[Front-end source files]
━━━━━━━━━━━━━━━━━━━━━━━━━━━━━━
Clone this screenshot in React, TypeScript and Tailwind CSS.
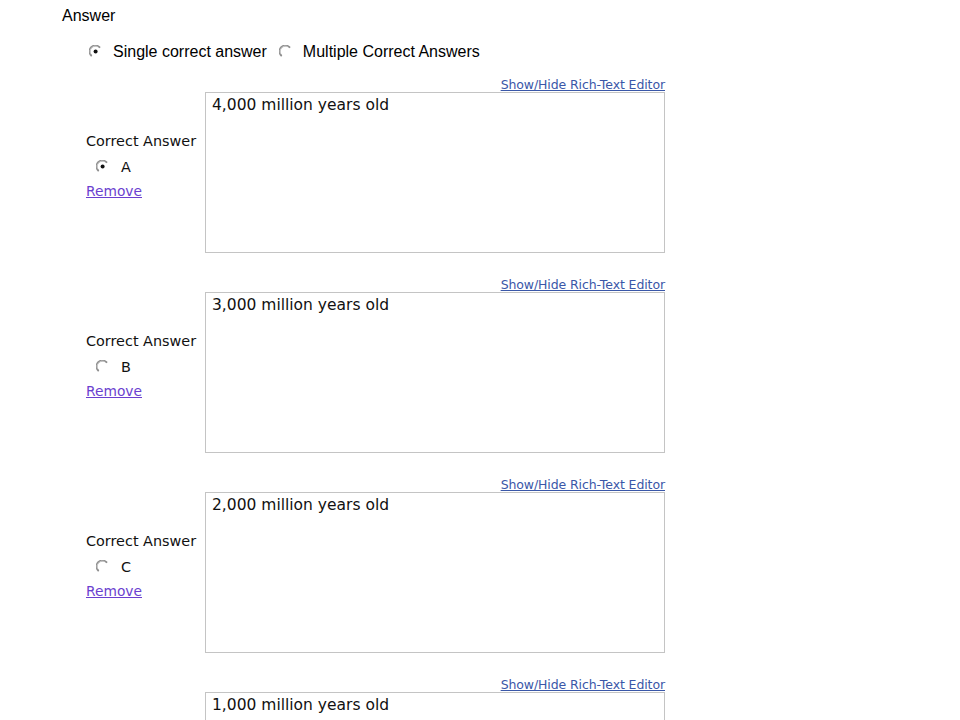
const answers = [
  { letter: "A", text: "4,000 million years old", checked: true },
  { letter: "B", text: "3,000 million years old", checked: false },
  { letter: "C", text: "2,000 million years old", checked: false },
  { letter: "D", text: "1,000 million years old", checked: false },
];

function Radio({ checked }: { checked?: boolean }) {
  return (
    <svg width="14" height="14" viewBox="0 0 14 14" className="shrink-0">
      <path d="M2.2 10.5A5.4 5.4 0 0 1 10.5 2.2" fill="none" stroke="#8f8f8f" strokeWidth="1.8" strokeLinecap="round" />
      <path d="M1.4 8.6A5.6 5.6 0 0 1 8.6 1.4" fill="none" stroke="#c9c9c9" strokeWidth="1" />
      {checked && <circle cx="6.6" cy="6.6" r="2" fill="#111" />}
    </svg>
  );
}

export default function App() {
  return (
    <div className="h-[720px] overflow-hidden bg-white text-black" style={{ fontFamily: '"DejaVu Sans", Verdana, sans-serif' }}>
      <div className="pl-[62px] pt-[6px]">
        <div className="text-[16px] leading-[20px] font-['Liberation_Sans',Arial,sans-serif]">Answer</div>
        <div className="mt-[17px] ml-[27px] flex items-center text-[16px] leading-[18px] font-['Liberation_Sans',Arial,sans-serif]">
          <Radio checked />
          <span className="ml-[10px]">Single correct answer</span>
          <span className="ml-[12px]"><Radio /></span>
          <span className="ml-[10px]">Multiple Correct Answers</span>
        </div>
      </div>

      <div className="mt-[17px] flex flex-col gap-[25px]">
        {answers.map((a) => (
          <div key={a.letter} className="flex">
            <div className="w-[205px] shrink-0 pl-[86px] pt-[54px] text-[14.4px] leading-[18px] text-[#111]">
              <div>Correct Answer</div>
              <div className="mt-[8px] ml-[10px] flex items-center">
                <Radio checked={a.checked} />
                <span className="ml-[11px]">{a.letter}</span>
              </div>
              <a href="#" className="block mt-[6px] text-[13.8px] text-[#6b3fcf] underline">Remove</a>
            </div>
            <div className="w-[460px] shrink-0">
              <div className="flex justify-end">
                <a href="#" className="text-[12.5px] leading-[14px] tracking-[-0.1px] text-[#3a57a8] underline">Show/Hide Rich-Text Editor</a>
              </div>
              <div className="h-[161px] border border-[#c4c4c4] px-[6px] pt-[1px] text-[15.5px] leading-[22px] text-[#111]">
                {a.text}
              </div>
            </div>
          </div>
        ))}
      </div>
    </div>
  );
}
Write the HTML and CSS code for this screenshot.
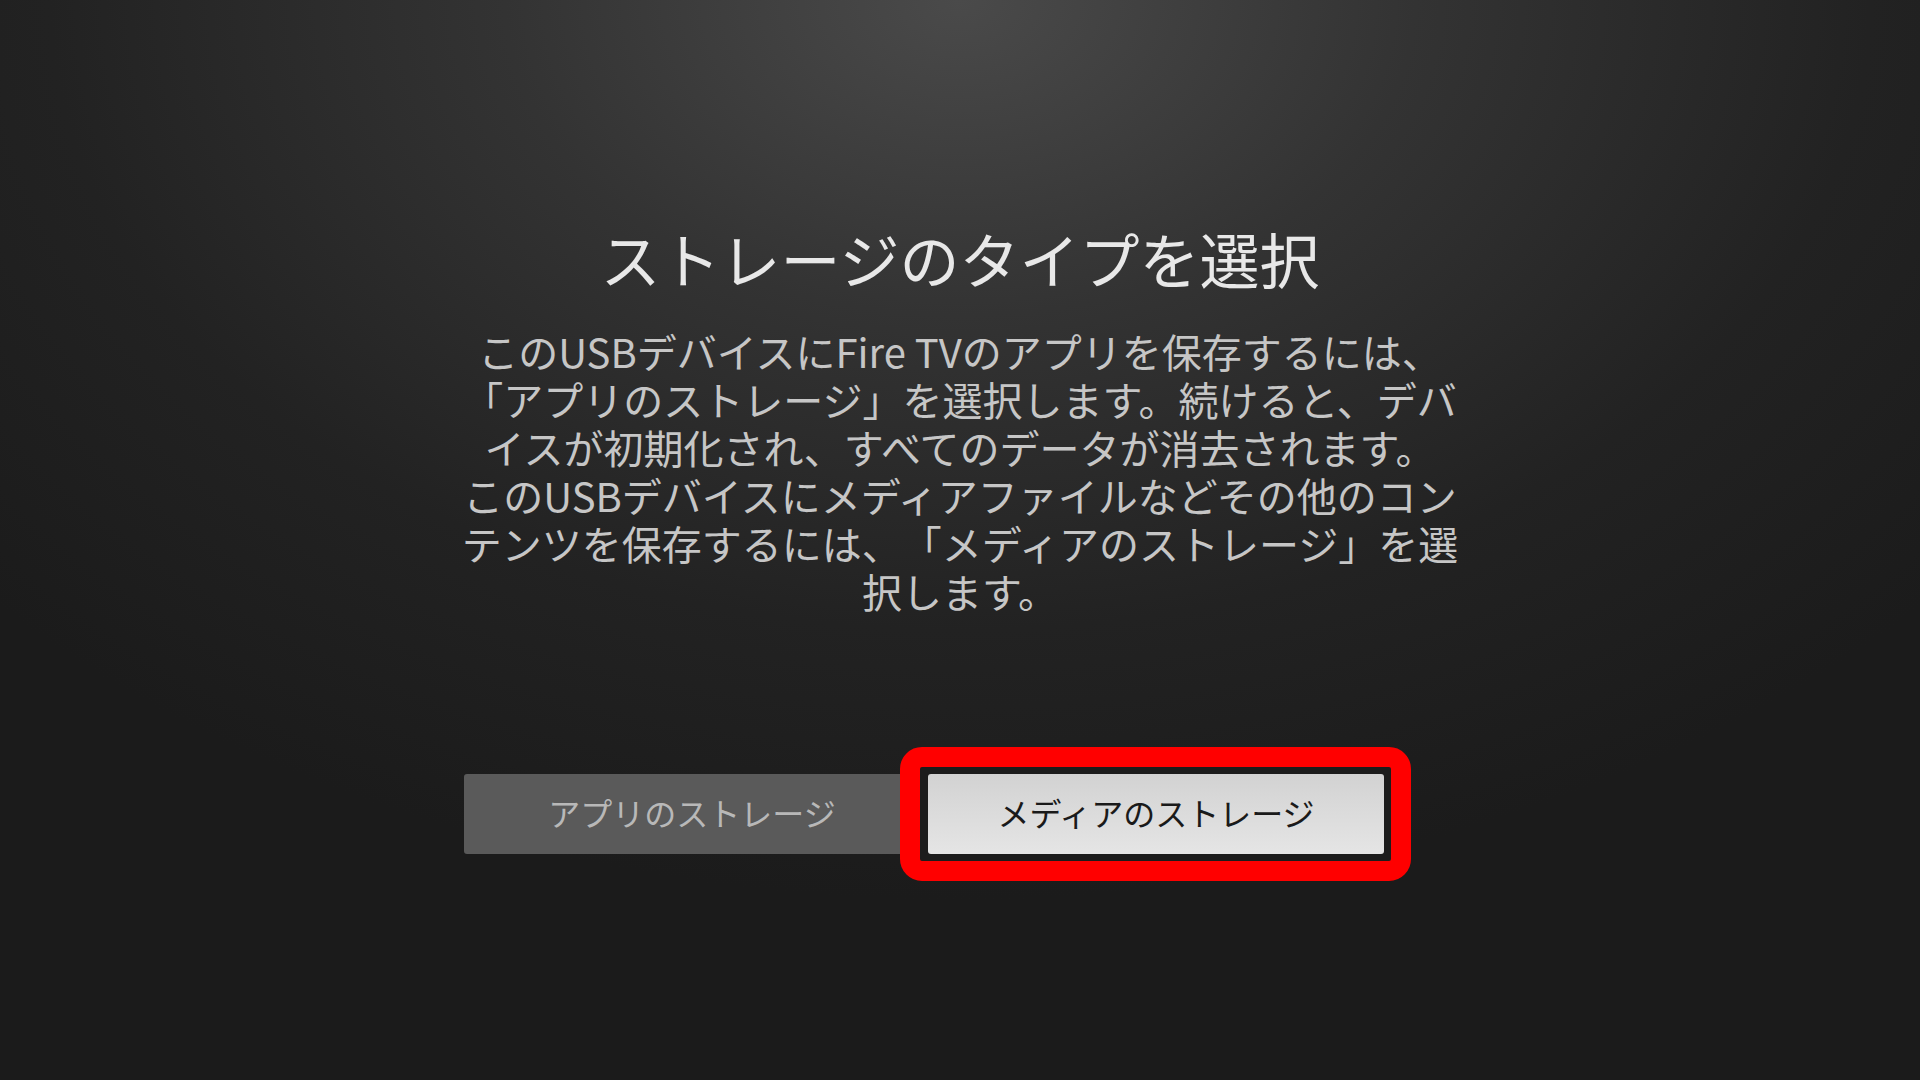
━━━━━━━━━━━━━━━━━━━━━━━━━━━━━━
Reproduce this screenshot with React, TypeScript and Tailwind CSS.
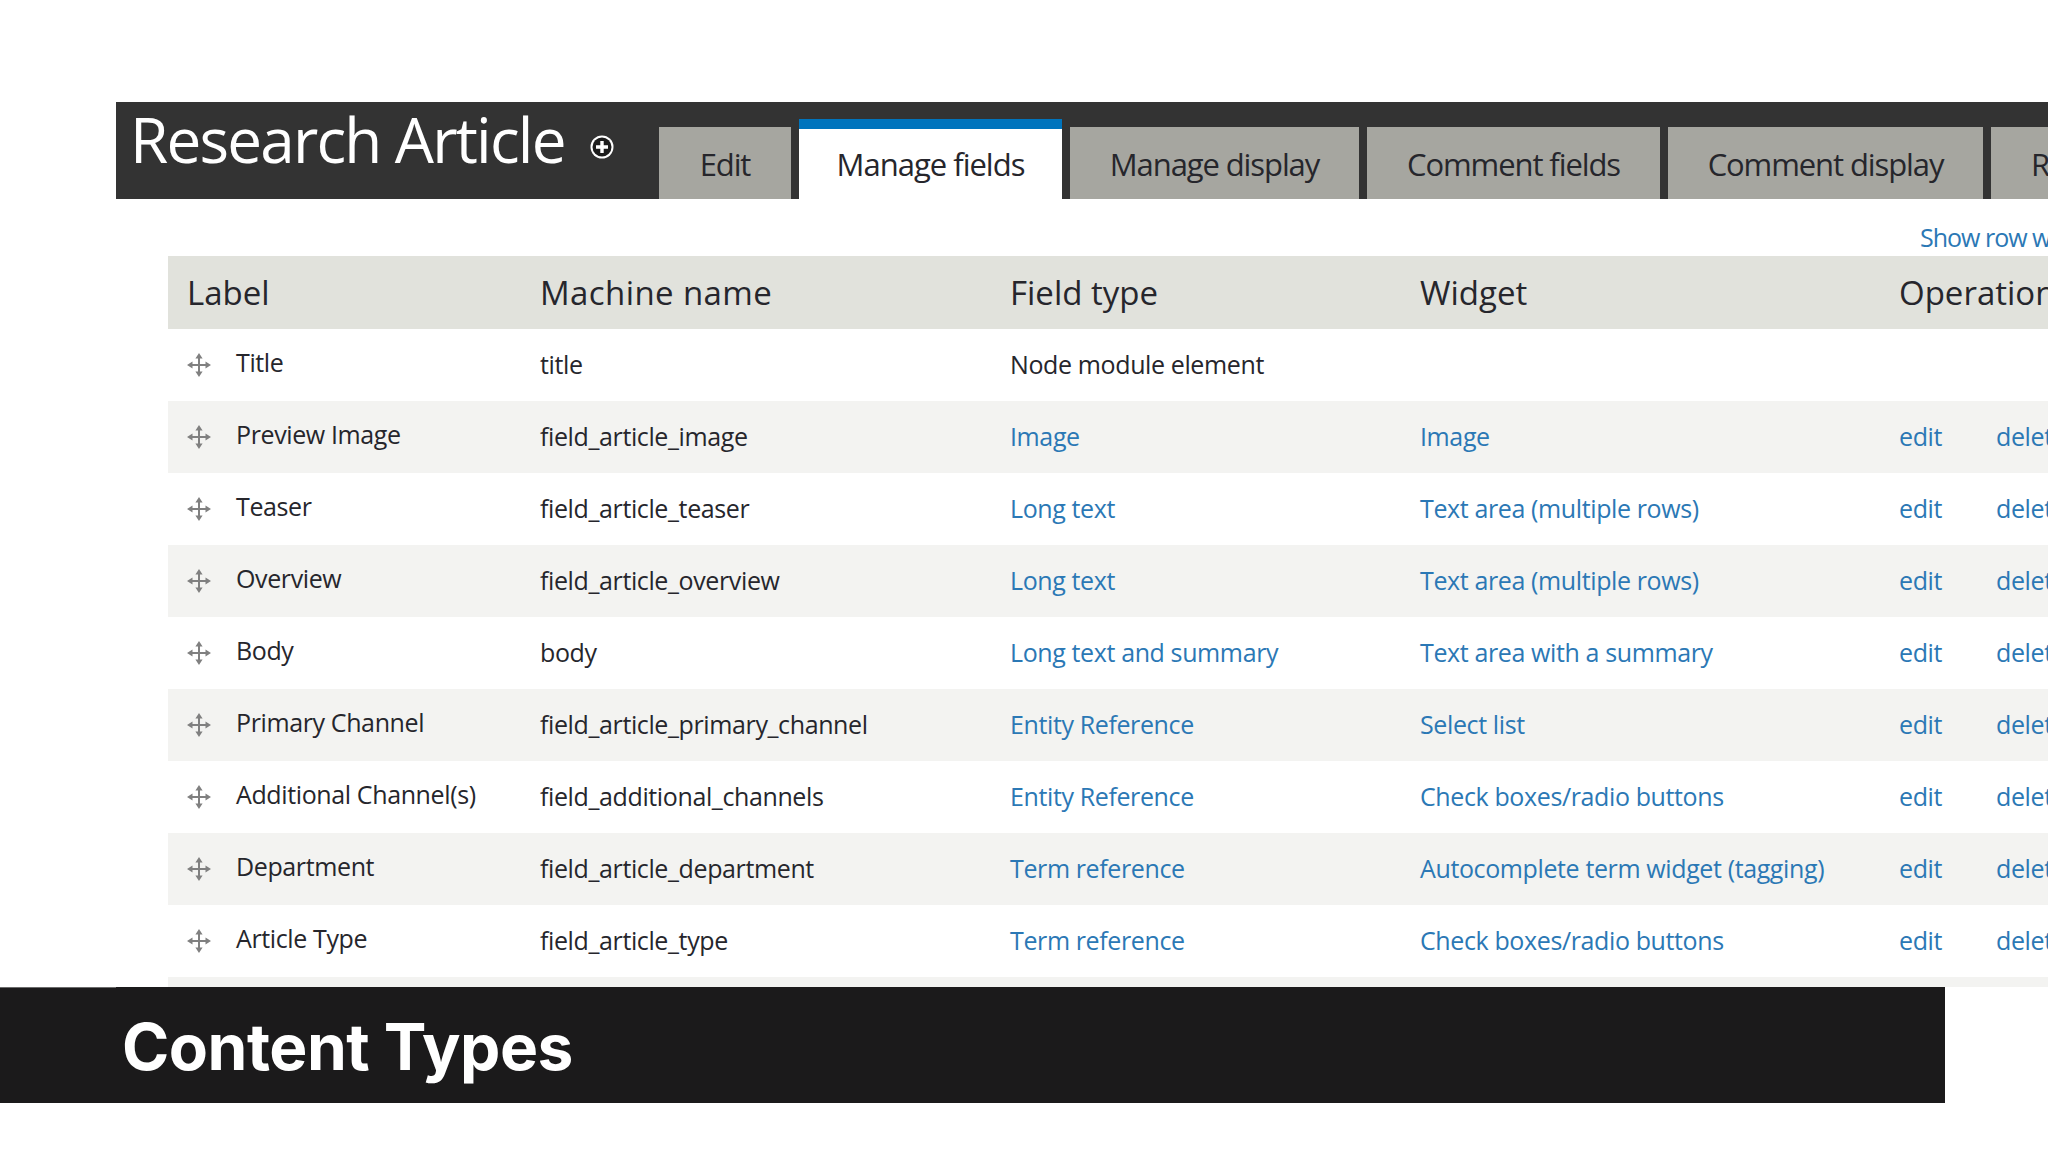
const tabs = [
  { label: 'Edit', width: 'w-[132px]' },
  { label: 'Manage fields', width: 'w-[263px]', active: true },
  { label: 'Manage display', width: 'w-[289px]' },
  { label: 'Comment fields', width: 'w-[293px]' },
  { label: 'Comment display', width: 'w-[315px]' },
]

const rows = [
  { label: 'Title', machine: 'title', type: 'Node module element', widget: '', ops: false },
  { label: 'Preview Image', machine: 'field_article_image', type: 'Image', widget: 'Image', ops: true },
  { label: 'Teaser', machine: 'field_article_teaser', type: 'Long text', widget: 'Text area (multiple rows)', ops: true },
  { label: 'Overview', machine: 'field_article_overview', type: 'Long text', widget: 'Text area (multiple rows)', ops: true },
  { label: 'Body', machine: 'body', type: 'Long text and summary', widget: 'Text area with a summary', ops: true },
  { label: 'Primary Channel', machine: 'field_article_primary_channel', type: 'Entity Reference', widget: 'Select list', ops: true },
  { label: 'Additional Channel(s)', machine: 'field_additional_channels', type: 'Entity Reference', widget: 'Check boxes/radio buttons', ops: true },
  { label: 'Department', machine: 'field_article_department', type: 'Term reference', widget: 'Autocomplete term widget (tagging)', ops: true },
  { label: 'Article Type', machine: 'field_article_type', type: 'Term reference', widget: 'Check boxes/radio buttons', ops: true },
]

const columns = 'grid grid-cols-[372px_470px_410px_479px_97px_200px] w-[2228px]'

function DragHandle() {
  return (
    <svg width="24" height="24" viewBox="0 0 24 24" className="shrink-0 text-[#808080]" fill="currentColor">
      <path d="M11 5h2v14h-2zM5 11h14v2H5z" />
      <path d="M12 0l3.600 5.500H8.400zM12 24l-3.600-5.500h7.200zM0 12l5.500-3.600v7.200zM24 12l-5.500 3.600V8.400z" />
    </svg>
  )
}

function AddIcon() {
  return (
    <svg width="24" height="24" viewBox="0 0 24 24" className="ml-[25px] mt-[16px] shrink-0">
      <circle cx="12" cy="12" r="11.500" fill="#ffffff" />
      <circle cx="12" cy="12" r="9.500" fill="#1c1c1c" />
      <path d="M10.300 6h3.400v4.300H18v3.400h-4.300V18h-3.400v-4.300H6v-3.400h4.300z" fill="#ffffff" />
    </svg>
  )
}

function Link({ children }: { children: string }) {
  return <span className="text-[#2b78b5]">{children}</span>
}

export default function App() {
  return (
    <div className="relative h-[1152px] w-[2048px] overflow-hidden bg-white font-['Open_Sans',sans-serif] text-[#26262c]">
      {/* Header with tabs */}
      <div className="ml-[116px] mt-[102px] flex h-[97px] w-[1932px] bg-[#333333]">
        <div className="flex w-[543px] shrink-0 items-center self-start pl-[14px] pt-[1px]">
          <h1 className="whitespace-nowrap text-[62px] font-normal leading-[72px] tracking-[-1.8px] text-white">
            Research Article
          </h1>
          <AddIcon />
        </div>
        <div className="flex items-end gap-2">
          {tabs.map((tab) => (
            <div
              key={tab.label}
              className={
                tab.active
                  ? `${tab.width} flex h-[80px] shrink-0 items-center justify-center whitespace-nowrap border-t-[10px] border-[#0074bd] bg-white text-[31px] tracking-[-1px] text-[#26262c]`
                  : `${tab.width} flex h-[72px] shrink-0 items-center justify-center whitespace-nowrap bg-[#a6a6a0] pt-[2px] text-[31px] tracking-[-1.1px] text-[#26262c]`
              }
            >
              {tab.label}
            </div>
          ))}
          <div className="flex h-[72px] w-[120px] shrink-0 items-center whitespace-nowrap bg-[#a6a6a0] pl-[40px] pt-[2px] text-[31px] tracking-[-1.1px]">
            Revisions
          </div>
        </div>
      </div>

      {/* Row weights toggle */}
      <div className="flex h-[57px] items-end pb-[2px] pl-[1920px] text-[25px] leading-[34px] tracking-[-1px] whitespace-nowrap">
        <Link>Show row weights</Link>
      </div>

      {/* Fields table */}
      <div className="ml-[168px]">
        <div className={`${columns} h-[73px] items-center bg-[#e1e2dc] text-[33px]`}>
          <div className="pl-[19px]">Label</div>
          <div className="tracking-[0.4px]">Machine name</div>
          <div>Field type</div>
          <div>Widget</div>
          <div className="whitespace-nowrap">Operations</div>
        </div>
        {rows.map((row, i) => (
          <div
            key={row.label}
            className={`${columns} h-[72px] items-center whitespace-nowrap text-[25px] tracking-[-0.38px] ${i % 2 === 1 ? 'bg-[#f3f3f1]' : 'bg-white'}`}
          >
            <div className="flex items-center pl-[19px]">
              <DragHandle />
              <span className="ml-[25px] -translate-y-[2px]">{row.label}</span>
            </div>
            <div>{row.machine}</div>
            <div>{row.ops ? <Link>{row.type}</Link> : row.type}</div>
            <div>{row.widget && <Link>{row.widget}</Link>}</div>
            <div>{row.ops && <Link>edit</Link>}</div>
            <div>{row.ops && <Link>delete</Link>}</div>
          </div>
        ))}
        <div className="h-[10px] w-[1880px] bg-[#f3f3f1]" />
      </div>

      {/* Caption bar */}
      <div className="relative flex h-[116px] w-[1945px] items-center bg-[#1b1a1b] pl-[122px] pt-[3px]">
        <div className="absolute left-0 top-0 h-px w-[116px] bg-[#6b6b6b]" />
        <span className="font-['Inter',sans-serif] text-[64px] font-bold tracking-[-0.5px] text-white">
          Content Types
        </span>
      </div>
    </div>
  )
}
━━━━━━━━━━━━━━━━━━━━━━━━━━━━━━
PROBLEM >>
From the entries above, collect every line with the string "React" in it.

EXERCISE OUTPUT >>
Clone this screenshot in React, TypeScript and Tailwind CSS.
Reproduce this screenshot with React, TypeScript and Tailwind CSS.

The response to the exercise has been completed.